What I also love about the film is the element of chance, which plays like a central character. In looking through the pictures of amateur boxers to fight, Apollo Creed could have easily missed Rocky's photograph and chosen another. But Creed stumbled upon the Italian Stallion, and so Rocky got his chance to prove to himself, and us, that winners are made, not born, provided we have the courage to say yes to life.
Roman philosopher Senaca said that "luck happens when opportunity meets preparation." But even opportunity itself can often be random, and some of us get more of it than others.
Rocky could have just as easily continued with his leg-breaking career, save for the break of a different kind--a chance to beat the heavyweight champ of the world, which, let's face it, has as much of a chance happening to some poor soul as getting struck by lightening, probably less. That's why they call it luck; it doesn't happen often. And in this case, that's why they call it fiction.
I've been weepy today, probably because I've run out of painkillers and because I have the flu on top of everything else.
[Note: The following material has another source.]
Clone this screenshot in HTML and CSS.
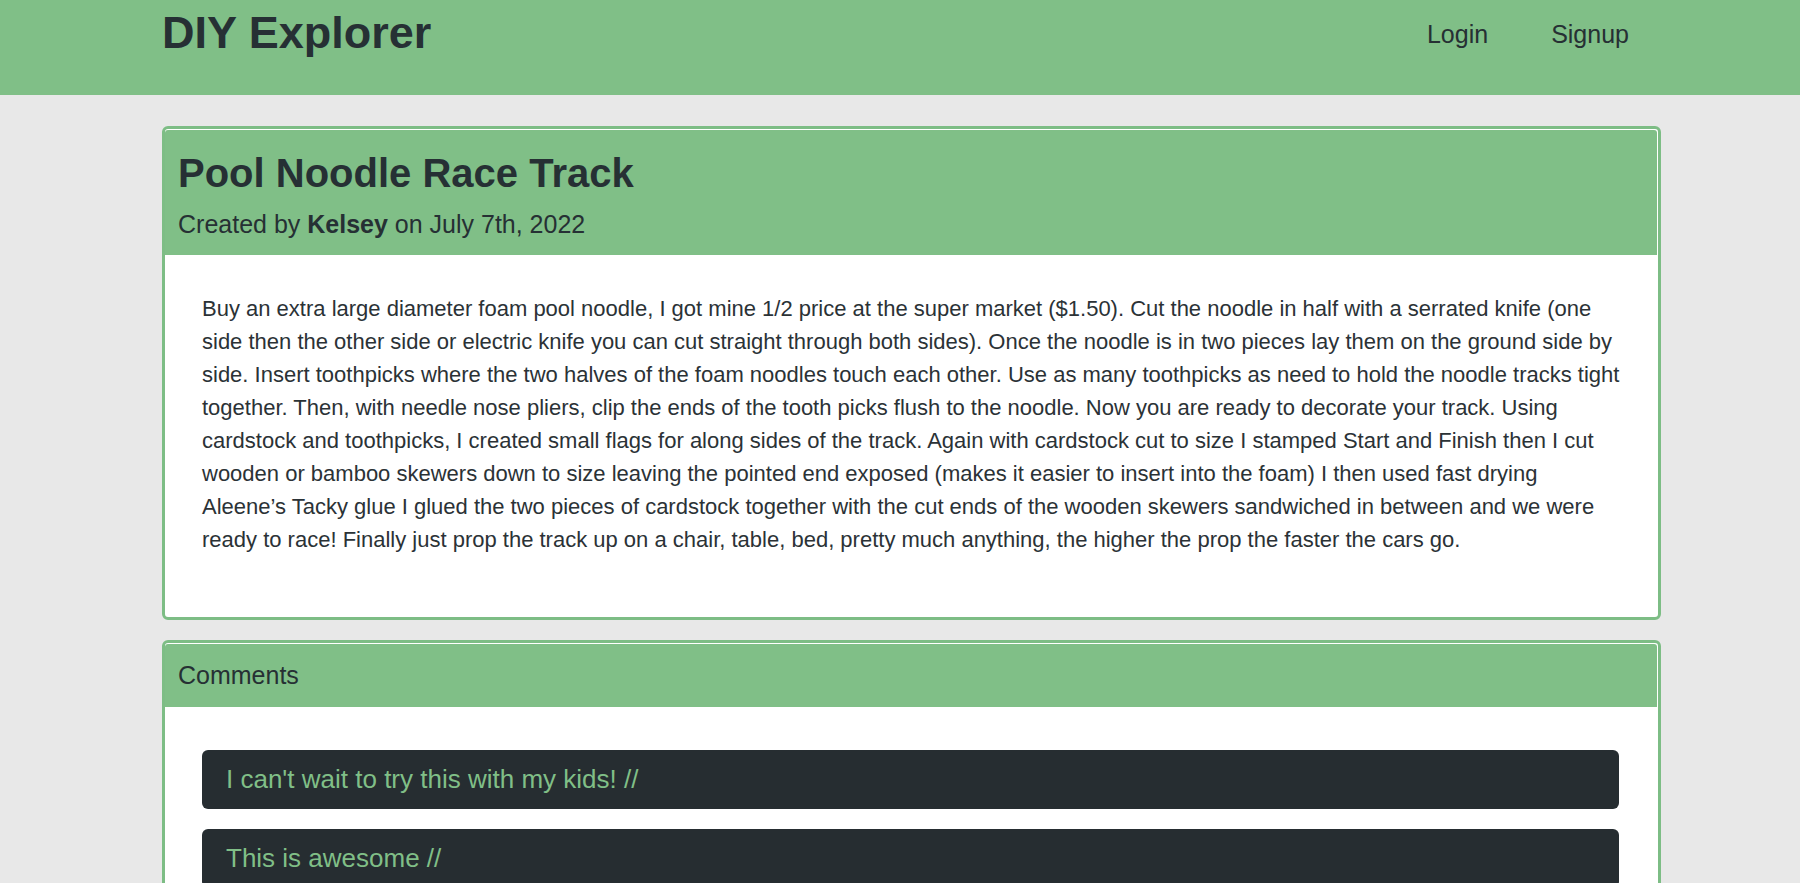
FILE: index.html
```html
<!DOCTYPE html>
<html lang="en">
<head>
<meta charset="utf-8">
<title>DIY Explorer</title>
<link rel="stylesheet" href="styles.css">
</head>
<body>
<header class="nav">
  <div class="wrap nav-inner">
    <h1 class="brand">DIY Explorer</h1>
    <nav class="links">
      <a href="#" class="link">Login</a>
      <a href="#" class="link">Signup</a>
    </nav>
  </div>
</header>
<main class="wrap">
  <section class="card">
    <div class="card-header project-header">
      <h2 class="project-title">Pool Noodle Race Track</h2>
      <p class="project-meta">Created by <strong>Kelsey</strong> on July 7th, 2022</p>
    </div>
    <div class="card-body project-body">
      <p class="project-text">Buy an extra large diameter foam pool noodle, I got mine 1/2 price at the super market ($1.50). Cut the noodle in half with a serrated knife (one side then the other side or electric knife you can cut straight through both sides). Once the noodle is in two pieces lay them on the ground side by side. Insert toothpicks where the two halves of the foam noodles touch each other. Use as many toothpicks as need to hold the noodle tracks tight together. Then, with needle nose pliers, clip the ends of the tooth picks flush to the noodle. Now you are ready to decorate your track. Using cardstock and toothpicks, I created small flags for along sides of the track. Again with cardstock cut to size I stamped Start and Finish then I cut wooden or bamboo skewers down to size leaving the pointed end exposed (makes it easier to insert into the foam) I then used fast drying Aleene’s Tacky glue I glued the two pieces of cardstock together with the cut ends of the wooden skewers sandwiched in between and we were ready to race! Finally just prop the track up on a chair, table, bed, pretty much anything, the higher the prop the faster the cars go.</p>
    </div>
  </section>
  <section class="card comments-card">
    <div class="card-header comments-header">Comments</div>
    <div class="card-body comments-body">
      <div class="comment">I can't wait to try this with my kids! //</div>
      <div class="comment">This is awesome //</div>
    </div>
  </section>
</main>
</body>
</html>
```
FILE: styles.css
```css
* { box-sizing: border-box; }
html, body { margin: 0; padding: 0; }
body {
  background: #e8e8e8;
  font-family: "Liberation Sans", Arial, sans-serif;
  color: #263034;
}
.wrap {
  width: 1499px;
  margin-left: 162px;
}
.nav {
  background: #80bf87;
  height: 95px;
}
.nav-inner {
  display: flex;
  justify-content: space-between;
  align-items: flex-start;
}
.brand {
  margin: 0;
  padding-top: 7px;
  font-size: 45px;
  line-height: 52px;
  font-weight: 700;
  color: #263034;
}
.links {
  display: flex;
  gap: 63px;
  padding-top: 19px;
  margin-right: 32px;
}
.link {
  font-size: 25px;
  line-height: 30px;
  color: #263034;
  text-decoration: none;
}
.card {
  margin-top: 31px;
  background: #fff;
  border: 3px solid #7dbd85;
  border-radius: 6px;
  overflow: hidden;
}
.card-header {
  background: #80bf87;
  margin: 1px 1px 0 0;
  border-radius: 3px 3px 0 0;
}
.project-header {
  padding: 19px 13px 13px;
}
.project-title {
  margin: 0;
  font-size: 40px;
  line-height: 48px;
  font-weight: 700;
}
.project-meta {
  margin: 9px 0 0;
  font-size: 25px;
  line-height: 36px;
}
.project-body {
  padding: 37px 38px 61px 37px;
}
.project-text {
  margin: 0;
  font-size: 22px;
  line-height: 33px;
  color: #2b3236;
}
.comments-card {
  margin-top: 20px;
  margin-bottom: 40px;
}
.comments-header {
  height: 63px;
  padding: 0 13px;
  font-size: 25px;
  line-height: 63px;
}
.comments-body {
  padding: 43px 39px 20px 37px;
  display: flex;
  flex-direction: column;
  gap: 20px;
}
.comment {
  background: #262d31;
  color: #80bf87;
  border-radius: 6px;
  padding: 14px 24px;
  font-size: 26px;
  line-height: 31px;
}
```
But the tears started after Rocky did his majestic stair-climb, when it was clear that his luck (and the luck of Sylvester Stallone for that matter) had turned for the better.
I suppose I could take my own long run along the Hoboken waterfront, then charge up the stairs of City Hall while listening to the Rocky theme on my MP3 player, but I'm a bit out of shape. My flamenco dance lessons start next week for an intensive month of study, which will be a challenge for a body that's been so sedentary for the past year.
Back in the days when I had a break in the pain, I remember walking through the Broadway district one afternoon after a lesson to go buy a new flamenco skirt. I remember thinking, "Wow, I'm a dancer in New York. I'm doing it. I never even knew that I wanted to do this, but I'm right here, right now, and it feels amazing."
That was my own moment of Rocky-like victory, and one I intend to have again.
Pan shot to me doing some flamenco victory spins in Times Square.